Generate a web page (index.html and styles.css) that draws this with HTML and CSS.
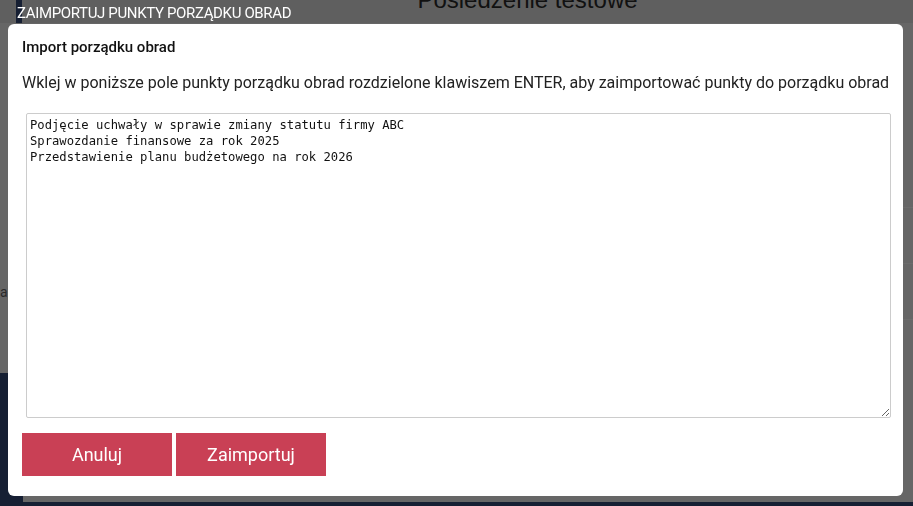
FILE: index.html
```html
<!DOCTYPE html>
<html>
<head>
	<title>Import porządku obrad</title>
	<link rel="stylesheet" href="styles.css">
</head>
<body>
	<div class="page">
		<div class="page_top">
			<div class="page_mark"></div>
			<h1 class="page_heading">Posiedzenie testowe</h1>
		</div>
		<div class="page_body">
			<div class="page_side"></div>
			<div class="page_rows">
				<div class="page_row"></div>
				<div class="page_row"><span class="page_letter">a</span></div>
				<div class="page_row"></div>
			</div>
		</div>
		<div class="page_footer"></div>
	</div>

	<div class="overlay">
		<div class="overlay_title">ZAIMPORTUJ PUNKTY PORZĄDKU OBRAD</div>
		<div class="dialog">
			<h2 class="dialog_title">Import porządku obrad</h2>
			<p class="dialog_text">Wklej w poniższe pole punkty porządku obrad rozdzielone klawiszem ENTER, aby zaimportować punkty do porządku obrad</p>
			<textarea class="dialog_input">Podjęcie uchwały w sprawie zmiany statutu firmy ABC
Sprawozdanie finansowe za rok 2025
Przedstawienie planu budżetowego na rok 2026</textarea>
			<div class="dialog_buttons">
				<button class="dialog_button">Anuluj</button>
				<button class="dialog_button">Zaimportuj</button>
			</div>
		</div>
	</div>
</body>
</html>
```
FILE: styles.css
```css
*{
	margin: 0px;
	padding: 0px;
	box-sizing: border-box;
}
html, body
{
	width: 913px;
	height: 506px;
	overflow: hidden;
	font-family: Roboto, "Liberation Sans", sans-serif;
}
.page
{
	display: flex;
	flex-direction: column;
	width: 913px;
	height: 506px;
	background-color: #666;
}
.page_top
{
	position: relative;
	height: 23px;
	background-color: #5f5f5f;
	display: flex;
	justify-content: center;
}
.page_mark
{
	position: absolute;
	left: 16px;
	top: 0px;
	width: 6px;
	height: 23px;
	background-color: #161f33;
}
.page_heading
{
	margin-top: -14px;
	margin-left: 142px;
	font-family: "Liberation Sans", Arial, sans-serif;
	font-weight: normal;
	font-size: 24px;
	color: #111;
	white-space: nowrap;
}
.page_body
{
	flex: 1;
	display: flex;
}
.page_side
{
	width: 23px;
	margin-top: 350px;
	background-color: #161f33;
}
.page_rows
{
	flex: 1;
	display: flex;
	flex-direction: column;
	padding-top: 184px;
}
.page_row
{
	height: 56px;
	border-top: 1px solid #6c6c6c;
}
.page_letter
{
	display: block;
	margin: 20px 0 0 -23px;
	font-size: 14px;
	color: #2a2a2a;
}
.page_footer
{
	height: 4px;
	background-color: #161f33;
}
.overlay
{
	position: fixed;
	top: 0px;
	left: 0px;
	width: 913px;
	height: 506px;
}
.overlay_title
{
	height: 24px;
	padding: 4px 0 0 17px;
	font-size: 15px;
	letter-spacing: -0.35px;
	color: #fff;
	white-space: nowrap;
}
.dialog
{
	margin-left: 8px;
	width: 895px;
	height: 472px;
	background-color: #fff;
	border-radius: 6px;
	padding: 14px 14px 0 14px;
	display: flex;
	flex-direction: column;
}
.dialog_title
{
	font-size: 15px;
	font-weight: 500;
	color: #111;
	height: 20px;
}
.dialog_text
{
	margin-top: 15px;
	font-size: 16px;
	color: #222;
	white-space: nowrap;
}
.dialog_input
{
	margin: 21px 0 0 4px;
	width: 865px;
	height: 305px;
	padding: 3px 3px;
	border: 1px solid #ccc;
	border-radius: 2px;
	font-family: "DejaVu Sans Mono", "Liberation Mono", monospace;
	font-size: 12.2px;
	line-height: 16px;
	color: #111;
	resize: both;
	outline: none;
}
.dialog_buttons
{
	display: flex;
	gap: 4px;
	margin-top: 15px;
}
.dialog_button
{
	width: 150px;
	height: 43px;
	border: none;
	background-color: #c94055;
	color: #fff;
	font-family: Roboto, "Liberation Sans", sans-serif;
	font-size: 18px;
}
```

§ **DESCRIPTION OF THE TASK**: Without the pictures, print the whole listing exactly as given.

§ **SOLUTION FOR THIS PROBLEM**:
Generate a web page (index.html and styles.css) that draws this with HTML and CSS.
FILE: index.html
```html
<!DOCTYPE html>
<html>
<head>
	<title>Import porządku obrad</title>
	<link rel="stylesheet" href="styles.css">
</head>
<body>
	<div class="page">
		<div class="page_top">
			<div class="page_mark"></div>
			<h1 class="page_heading">Posiedzenie testowe</h1>
		</div>
		<div class="page_body">
			<div class="page_side"></div>
			<div class="page_rows">
				<div class="page_row"></div>
				<div class="page_row"><span class="page_letter">a</span></div>
				<div class="page_row"></div>
			</div>
		</div>
		<div class="page_footer"></div>
	</div>

	<div class="overlay">
		<div class="overlay_title">ZAIMPORTUJ PUNKTY PORZĄDKU OBRAD</div>
		<div class="dialog">
			<h2 class="dialog_title">Import porządku obrad</h2>
			<p class="dialog_text">Wklej w poniższe pole punkty porządku obrad rozdzielone klawiszem ENTER, aby zaimportować punkty do porządku obrad</p>
			<textarea class="dialog_input">Podjęcie uchwały w sprawie zmiany statutu firmy ABC
Sprawozdanie finansowe za rok 2025
Przedstawienie planu budżetowego na rok 2026</textarea>
			<div class="dialog_buttons">
				<button class="dialog_button">Anuluj</button>
				<button class="dialog_button">Zaimportuj</button>
			</div>
		</div>
	</div>
</body>
</html>
```
FILE: styles.css
```css
*{
	margin: 0px;
	padding: 0px;
	box-sizing: border-box;
}
html, body
{
	width: 913px;
	height: 506px;
	overflow: hidden;
	font-family: Roboto, "Liberation Sans", sans-serif;
}
.page
{
	display: flex;
	flex-direction: column;
	width: 913px;
	height: 506px;
	background-color: #666;
}
.page_top
{
	position: relative;
	height: 23px;
	background-color: #5f5f5f;
	display: flex;
	justify-content: center;
}
.page_mark
{
	position: absolute;
	left: 16px;
	top: 0px;
	width: 6px;
	height: 23px;
	background-color: #161f33;
}
.page_heading
{
	margin-top: -14px;
	margin-left: 142px;
	font-family: "Liberation Sans", Arial, sans-serif;
	font-weight: normal;
	font-size: 24px;
	color: #111;
	white-space: nowrap;
}
.page_body
{
	flex: 1;
	display: flex;
}
.page_side
{
	width: 23px;
	margin-top: 350px;
	background-color: #161f33;
}
.page_rows
{
	flex: 1;
	display: flex;
	flex-direction: column;
	padding-top: 184px;
}
.page_row
{
	height: 56px;
	border-top: 1px solid #6c6c6c;
}
.page_letter
{
	display: block;
	margin: 20px 0 0 -23px;
	font-size: 14px;
	color: #2a2a2a;
}
.page_footer
{
	height: 4px;
	background-color: #161f33;
}
.overlay
{
	position: fixed;
	top: 0px;
	left: 0px;
	width: 913px;
	height: 506px;
}
.overlay_title
{
	height: 24px;
	padding: 4px 0 0 17px;
	font-size: 15px;
	letter-spacing: -0.35px;
	color: #fff;
	white-space: nowrap;
}
.dialog
{
	margin-left: 8px;
	width: 895px;
	height: 472px;
	background-color: #fff;
	border-radius: 6px;
	padding: 14px 14px 0 14px;
	display: flex;
	flex-direction: column;
}
.dialog_title
{
	font-size: 15px;
	font-weight: 500;
	color: #111;
	height: 20px;
}
.dialog_text
{
	margin-top: 15px;
	font-size: 16px;
	color: #222;
	white-space: nowrap;
}
.dialog_input
{
	margin: 21px 0 0 4px;
	width: 865px;
	height: 305px;
	padding: 3px 3px;
	border: 1px solid #ccc;
	border-radius: 2px;
	font-family: "DejaVu Sans Mono", "Liberation Mono", monospace;
	font-size: 12.2px;
	line-height: 16px;
	color: #111;
	resize: both;
	outline: none;
}
.dialog_buttons
{
	display: flex;
	gap: 4px;
	margin-top: 15px;
}
.dialog_button
{
	width: 150px;
	height: 43px;
	border: none;
	background-color: #c94055;
	color: #fff;
	font-family: Roboto, "Liberation Sans", sans-serif;
	font-size: 18px;
}
```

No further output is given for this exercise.